In the comments section of yesterday’s article, a reader mentioned a recent data point that has been widely discussed by financial media: Warren Buffett’s average rate of return over the past 20 years has been lower than the S&P 500 index.
This data was initially surprising, but upon further investigation, we discover that there are many details behind this unexpected data that are worth considering.

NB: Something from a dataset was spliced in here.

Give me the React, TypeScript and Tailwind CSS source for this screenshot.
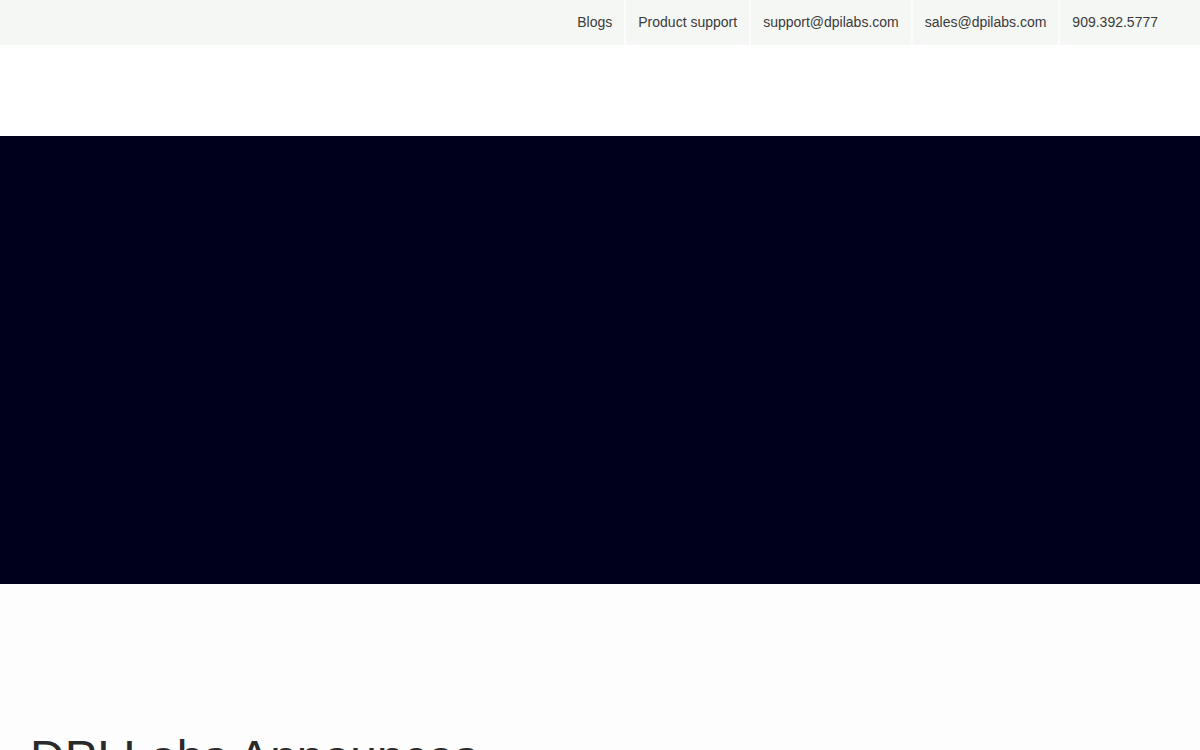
import React from "react";

const items = ["Blogs", "Product support", "support@dpilabs.com", "sales@dpilabs.com", "909.392.5777"];

export default function App() {
  return (
    <div className="w-full min-h-[750px] bg-white" style={{ fontFamily: '"Liberation Sans", Arial, sans-serif' }}>
      <div className="h-[45px] bg-[#f5f7f5] flex justify-end pr-[30px]">
        {items.map((t, i) => (
          <div key={t} className={`flex items-center h-full px-[12px] text-[14px] text-[#3a3a3a] ${i > 0 ? "border-l-2 border-[#fbfcfb]" : ""}`}>
            {t}
          </div>
        ))}
      </div>
      <div className="h-[91px] bg-white" />
      <div className="h-[448px] bg-[#00001a]" />
      <div className="bg-[#fdfdfd] pt-[145px] px-[30px] h-[166px] overflow-hidden">
        <h1 className="text-[48px] leading-[1.2] text-[#2a2a2a] font-normal">DPI Labs Announces</h1>
      </div>
    </div>
  );
}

Firstly, the rate of return mentioned here actually refers to the rate of return of Buffett’s entire team, not just Buffett’s personal investments. In the early years, to avoid the potential risks that are inherent in well-known natural laws, both Buffett and Charlie Munger gradually handed over more and more business operations to their succession team. The succession team initially performed quite well and even surpassed the two founders in terms of performance. However, this period of success did not last long, and the performance of the succession team declined. Not only did they fail to surpass the two founders, but they also consistently lagged behind the S&P 500 index for a significant period of time. Meanwhile, the two founders continued to maintain their remarkable track record.
When this data was first exposed by the American financial industry, many people were concerned about the future of Berkshire Hathaway once the two founders no longer helmed this massive empire. At the shareholders’ meeting, there was a scene where one of the successors, Ajit Jain, shouted to the audience, “No one is irreplaceable. I believe we have Tim Cook in the audience, and he has proven this point and set an example for many followers.”
To be honest, I approach this statement with great caution. Apart from team-related reasons, there are other factors that can partially explain why Berkshire Hathaway’s rate of return has started to decline.
Renowned Chinese private fund manager, Dan Bin, explained this phenomenon well in a recent interview. One reason is that the leading companies driving the US stock market index have undergone significant changes. The companies leading the S&P 500 index are now the few tech giants, and the tech industry is an area that Buffett tends to avoid. In this situation, it becomes increasingly difficult for Buffett to outperform the S&P 500 index through his traditional investment expertise.
Munger has also repeatedly mentioned this point in his speeches at the shareholders’ meeting. He said that the current investment market is no longer like it was when they were young, where good investment opportunities were relatively easy to find. Nowadays, investments are becoming increasingly challenging.
Furthermore, Berkshire Hathaway’s size has also grown over time, and maintaining a rate of return higher than the index with such a large scale is a huge challenge for them.
In order to meet this challenge, investing in Apple was an attempt by the two founders. When asked about their decision to invest in Apple, Munger said, “The company was forced to try investing in Apple due to the changing times.” In the face of the increasing difficulty of finding higher returns in investments, they had to explore new breakthroughs and new areas. Thus, they chose Apple.
Munger also mentioned that when they initially invested in Apple, they didn’t have a high level of confidence, and it was a process of trial and error. They have come this far by learning along the way.
From this phenomenon and these details, we can see that achieving long-term and stable returns above the index in the stock market is not an easy task.
Therefore, the two founders have repeatedly emphasized on multiple occasions that the best way for ordinary investors who do not have the time to research companies is to invest in index funds.
However, the majority of people are more interested in getting rich overnight rather than gradually building wealth.